= SUPPLIED DATA =
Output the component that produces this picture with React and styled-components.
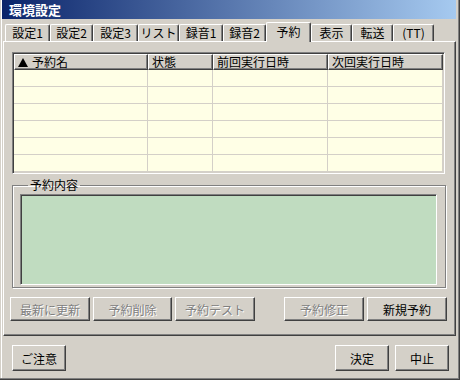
import React from 'react';
import styled, { createGlobalStyle } from 'styled-components';

const GlobalStyle = createGlobalStyle`
    html, body {
        margin: 0;
        padding: 0;
        background: #d4d0c8;
    }
    body {
        font-family: "Noto Sans CJK JP", "Liberation Sans", sans-serif;
        font-size: 12px;
        color: #000;
    }
`

const Window = styled.div`
    width: 460px;
    height: 380px;
    box-sizing: border-box;
    background: #d4d0c8;
    padding: 0 4px 4px 2px;
    display: flex;
    flex-direction: column;
    box-shadow: inset -1px -1px #404040, inset -2px -2px #808080, inset 1px 0 #d4d0c8, inset 2px 0 #ffffff;
`

const TitleBar = styled.div`
    height: 19px;
    background: linear-gradient(to right, #0a246a, #a6caf0);
    color: #fff;
    font-weight: bold;
    font-size: 13px;
    line-height: 19px;
    padding-left: 7px;
`

const Body = styled.div`
    padding: 3px 0 0 1px;
    display: flex;
    flex-direction: column;
`

const TabStrip = styled.div`
    display: flex;
    height: 19px;
    padding-left: 2px;
    position: relative;
    z-index: 1;
`

const Tab = styled.div`
    box-sizing: border-box;
    width: ${p => p.$w}px;
    height: ${p => (p.$active ? 20 : 17)}px;
    margin-top: ${p => (p.$active ? 0 : 2)}px;
    background: #d4d0c8;
    border-top: 1px solid #fff;
    border-left: 1px solid #fff;
    border-right: 1px solid #404040;
    border-radius: 2px 2px 0 0;
    box-shadow: inset -1px 0 #808080;
    text-align: center;
    line-height: ${p => (p.$active ? 18 : 16)}px;
    font-size: 12px;
    white-space: nowrap;
`

const Panel = styled.div`
    box-sizing: border-box;
    height: 295px;
    border-top: 1px solid #fff;
    border-left: 1px solid #fff;
    border-right: 1px solid #404040;
    border-bottom: 1px solid #404040;
    box-shadow: inset -1px -1px #808080;
    padding: 10px 9px 0 8px;
    display: flex;
    flex-direction: column;
`

const ListView = styled.div`
    box-sizing: border-box;
    height: 122px;
    margin-right: 1px;
    border-top: 1px solid #808080;
    border-left: 1px solid #808080;
    border-right: 1px solid #fff;
    border-bottom: 1px solid #fff;
    box-shadow: inset 1px 1px #404040, inset -1px -1px #d4d0c8;
    padding: 1px;
    background: #ffffe6;
    overflow: hidden;
`

const Row = styled.div`
    display: grid;
    grid-template-columns: 134px 65px 115px 115px;
`

const HeaderCell = styled.div`
    box-sizing: border-box;
    height: 16px;
    background: #d4d0c8;
    border-top: 1px solid #fff;
    border-left: 1px solid #fff;
    border-right: 1px solid #404040;
    border-bottom: 1px solid #404040;
    box-shadow: inset -1px -1px #808080;
    padding-left: 3px;
    line-height: 14px;
    display: flex;
    align-items: center;
    gap: 4px;
    white-space: nowrap;
`

const Cell = styled.div`
    height: 17px;
    box-sizing: border-box;
    border-right: 1px solid #d4d0c8;
    border-bottom: 1px solid #d4d0c8;
`

const GroupBox = styled.fieldset`
    box-sizing: border-box;
    height: 109px;
    margin: 5px 0 0 0;
    padding: 3px 8px 8px 7px;
    border: 1px solid #808080;
    box-shadow: 1px 1px #fff, inset 1px 1px #fff;
    min-width: 0;
`

const Legend = styled.legend`
    margin-left: 8px;
    padding: 0 2px;
    line-height: 12px;
    font-size: 12px;
`

const Memo = styled.div`
    height: 91px;
    box-sizing: border-box;
    background: #c0dcc0;
    border-top: 1px solid #808080;
    border-left: 1px solid #808080;
    border-right: 1px solid #fff;
    border-bottom: 1px solid #fff;
    box-shadow: inset 1px 1px #404040;
`

const ButtonRow = styled.div`
    display: flex;
    gap: 3px;
    margin: 9px -1px 0 -2px;
`

const Spacer = styled.div`
    flex: 1;
`

const Button = styled.button`
    box-sizing: border-box;
    width: ${p => p.$w}px;
    height: ${p => p.$h}px;
    padding: 0;
    margin: 0;
    background: #d4d0c8;
    border-top: 1px solid #fff;
    border-left: 1px solid #fff;
    border-right: 1px solid #404040;
    border-bottom: 1px solid #404040;
    border-radius: 0;
    box-shadow: inset -1px -1px #808080;
    font-family: inherit;
    font-size: 12px;
    color: ${p => (p.disabled ? '#808080' : '#000')};
    text-shadow: ${p => (p.disabled ? '1px 1px #fff' : 'none')};
`

const Footer = styled.div`
    display: flex;
    gap: 6px;
    padding: 9px 7px 0 9px;
`

const tabs = [
    ['設定1', 45], ['設定2', 43], ['設定3', 45], ['リスト', 41], ['録音1', 44],
    ['録音2', 43], ['予約', 45], ['表示', 41], ['転送', 41], ['(TT)', 41],
]

const columns = ['予約名', '状態', '前回実行日時', '次回実行日時']

const SortArrow = () => (
    <svg width="10" height="9" viewBox="0 0 10 9">
        <path d="M5 0 L10 9 L0 9 Z" fill="#000" />
    </svg>
)

const App = () => {
    return (
        <Window>
            <GlobalStyle />
            <TitleBar>環境設定</TitleBar>
            <Body>
                <TabStrip>
                    {tabs.map(([label, w]) => (
                        <Tab key={label} $w={w} $active={label === '予約'}>{label}</Tab>
                    ))}
                </TabStrip>
                <Panel>
                    <ListView>
                        <Row>
                            {columns.map((c, i) => (
                                <HeaderCell key={c}>
                                    {i === 0 && <SortArrow />}
                                    {c}
                                </HeaderCell>
                            ))}
                        </Row>
                        {[0, 1, 2, 3, 4, 5].map(r => (
                            <Row key={r}>
                                {columns.map(c => <Cell key={c} />)}
                            </Row>
                        ))}
                    </ListView>
                    <GroupBox>
                        <Legend>予約内容</Legend>
                        <Memo />
                    </GroupBox>
                    <ButtonRow>
                        <Button $w={80} $h={24} disabled>最新に更新</Button>
                        <Button $w={79} $h={24} disabled>予約削除</Button>
                        <Button $w={80} $h={24} disabled>予約テスト</Button>
                        <Spacer />
                        <Button $w={80} $h={24} disabled>予約修正</Button>
                        <Button $w={80} $h={24}>新規予約</Button>
                    </ButtonRow>
                </Panel>
                <Footer>
                    <Button $w={54} $h={26}>ご注意</Button>
                    <Spacer />
                    <Button $w={54} $h={26}>決定</Button>
                    <Button $w={54} $h={26}>中止</Button>
                </Footer>
            </Body>
        </Window>
    )
}

export default App;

= WHAT TO WORK ON =
Your answer should be a single number: the count of lines that contain "components".

= COMPLETED EXERCISE =
2